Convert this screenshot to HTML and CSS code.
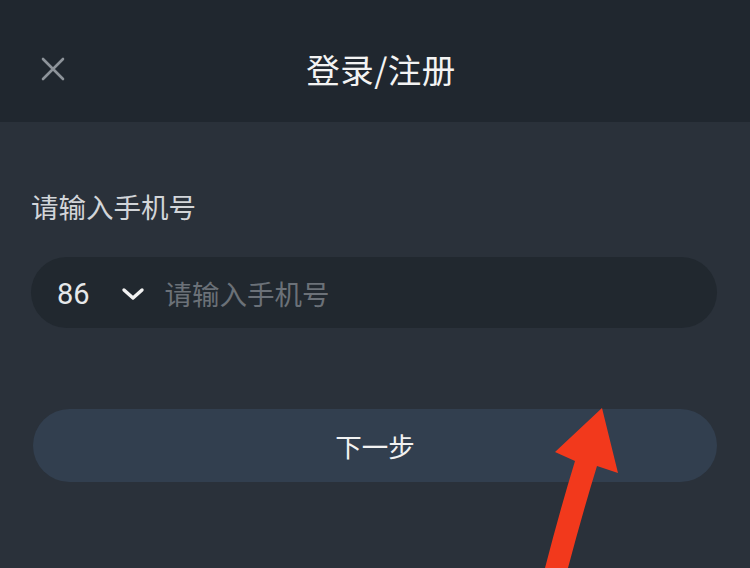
FILE: index.html
```html
<!DOCTYPE html>
<html lang="zh-CN">
<head>
<meta charset="utf-8">
<link rel="stylesheet" href="styles.css">
</head>
<body>
<div class="screen">
  <header class="topbar">
    <div class="close">
      <svg width="26" height="26" viewBox="0 0 26 26"><path d="M3 3 L23 23 M23 3 L3 23" stroke="#8d939a" stroke-width="2.6" stroke-linecap="round" fill="none"/></svg>
    </div>
    <h1 class="title">登录/注册</h1>
    <div></div>
  </header>
  <main class="content">
    <div class="label">请输入手机号</div>
    <div class="field">
      <span class="code">86</span>
      <svg class="chev" width="24" height="14" viewBox="0 0 24 14"><path d="M3 3 L12 11 L21 3" stroke="#f2f2f2" stroke-width="3.4" stroke-linecap="round" stroke-linejoin="round" fill="none"/></svg>
      <span class="placeholder">请输入手机号</span>
    </div>
    <button class="next">下一步</button>
  </main>
  <svg class="arrow" width="750" height="568" viewBox="0 0 750 568">
    <path d="M602 408 L618 473 L597 466 Q582 515 568 568 L545 568 Q560 510 575 461 L555 452 Z" fill="#f2391c"/>
  </svg>
</div>
</body>
</html>
```
FILE: styles.css
```css
html, body {
  margin: 0;
  padding: 0;
}
body {
  background: #2a313a;
  font-family: "Noto Sans CJK SC", "Noto Sans", sans-serif;
}
.screen {
  position: relative;
  width: 750px;
  height: 568px;
  overflow: hidden;
  background: #2a313a;
}
.topbar {
  height: 122px;
  background: #20272f;
  display: grid;
  grid-template-columns: 1fr auto 1fr;
  align-items: center;
  padding-top: 14px;
  box-sizing: border-box;
}
.close {
  padding-left: 40px;
  display: flex;
  align-items: center;
  padding-top: 2px;
}
.title {
  margin: 0;
  font-size: 33.5px;
  font-weight: 400;
  color: #f3f3f3;
  letter-spacing: 0.5px;
  padding-left: 12px;
}
.content {
  padding: 65px 33px 0 31px;
  display: flex;
  flex-direction: column;
}
.label {
  font-size: 27.5px;
  line-height: 38px;
  color: #d2d5d9;
  padding-left: 0;
}
.field {
  margin-top: 32px;
  height: 71px;
  border-radius: 36px;
  background: #21282f;
  display: flex;
  align-items: center;
  padding-left: 26px;
}
.code {
  font-family: "Roboto", "Noto Sans", sans-serif;
  font-size: 29px;
  color: #e6e8ea;
  padding-top: 3px;
}
.chev {
  margin-left: 31px;
  margin-top: 2px;
}
.placeholder {
  margin-left: 20px;
  font-size: 27.5px;
  color: #6b7178;
}
.next {
  margin-top: 81px;
  margin-left: 2px;
  height: 73px;
  border: none;
  border-radius: 37px;
  background: #323f4f;
  color: #f2f2f2;
  font-family: "Noto Sans CJK SC", "Noto Sans", sans-serif;
  font-size: 26.5px;
  padding: 0;
}
.arrow {
  position: absolute;
  left: 0;
  top: 0;
  pointer-events: none;
}
```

### WHAT IS BEING ASKED:
From the listing, extract all text exactly as given and drop any picture.

### REPLY TO THE TASK:
Convert this screenshot to HTML and CSS code.
FILE: index.html
```html
<!DOCTYPE html>
<html lang="zh-CN">
<head>
<meta charset="utf-8">
<link rel="stylesheet" href="styles.css">
</head>
<body>
<div class="screen">
  <header class="topbar">
    <div class="close">
      <svg width="26" height="26" viewBox="0 0 26 26"><path d="M3 3 L23 23 M23 3 L3 23" stroke="#8d939a" stroke-width="2.6" stroke-linecap="round" fill="none"/></svg>
    </div>
    <h1 class="title">登录/注册</h1>
    <div></div>
  </header>
  <main class="content">
    <div class="label">请输入手机号</div>
    <div class="field">
      <span class="code">86</span>
      <svg class="chev" width="24" height="14" viewBox="0 0 24 14"><path d="M3 3 L12 11 L21 3" stroke="#f2f2f2" stroke-width="3.4" stroke-linecap="round" stroke-linejoin="round" fill="none"/></svg>
      <span class="placeholder">请输入手机号</span>
    </div>
    <button class="next">下一步</button>
  </main>
  <svg class="arrow" width="750" height="568" viewBox="0 0 750 568">
    <path d="M602 408 L618 473 L597 466 Q582 515 568 568 L545 568 Q560 510 575 461 L555 452 Z" fill="#f2391c"/>
  </svg>
</div>
</body>
</html>
```
FILE: styles.css
```css
html, body {
  margin: 0;
  padding: 0;
}
body {
  background: #2a313a;
  font-family: "Noto Sans CJK SC", "Noto Sans", sans-serif;
}
.screen {
  position: relative;
  width: 750px;
  height: 568px;
  overflow: hidden;
  background: #2a313a;
}
.topbar {
  height: 122px;
  background: #20272f;
  display: grid;
  grid-template-columns: 1fr auto 1fr;
  align-items: center;
  padding-top: 14px;
  box-sizing: border-box;
}
.close {
  padding-left: 40px;
  display: flex;
  align-items: center;
  padding-top: 2px;
}
.title {
  margin: 0;
  font-size: 33.5px;
  font-weight: 400;
  color: #f3f3f3;
  letter-spacing: 0.5px;
  padding-left: 12px;
}
.content {
  padding: 65px 33px 0 31px;
  display: flex;
  flex-direction: column;
}
.label {
  font-size: 27.5px;
  line-height: 38px;
  color: #d2d5d9;
  padding-left: 0;
}
.field {
  margin-top: 32px;
  height: 71px;
  border-radius: 36px;
  background: #21282f;
  display: flex;
  align-items: center;
  padding-left: 26px;
}
.code {
  font-family: "Roboto", "Noto Sans", sans-serif;
  font-size: 29px;
  color: #e6e8ea;
  padding-top: 3px;
}
.chev {
  margin-left: 31px;
  margin-top: 2px;
}
.placeholder {
  margin-left: 20px;
  font-size: 27.5px;
  color: #6b7178;
}
.next {
  margin-top: 81px;
  margin-left: 2px;
  height: 73px;
  border: none;
  border-radius: 37px;
  background: #323f4f;
  color: #f2f2f2;
  font-family: "Noto Sans CJK SC", "Noto Sans", sans-serif;
  font-size: 26.5px;
  padding: 0;
}
.arrow {
  position: absolute;
  left: 0;
  top: 0;
  pointer-events: none;
}
```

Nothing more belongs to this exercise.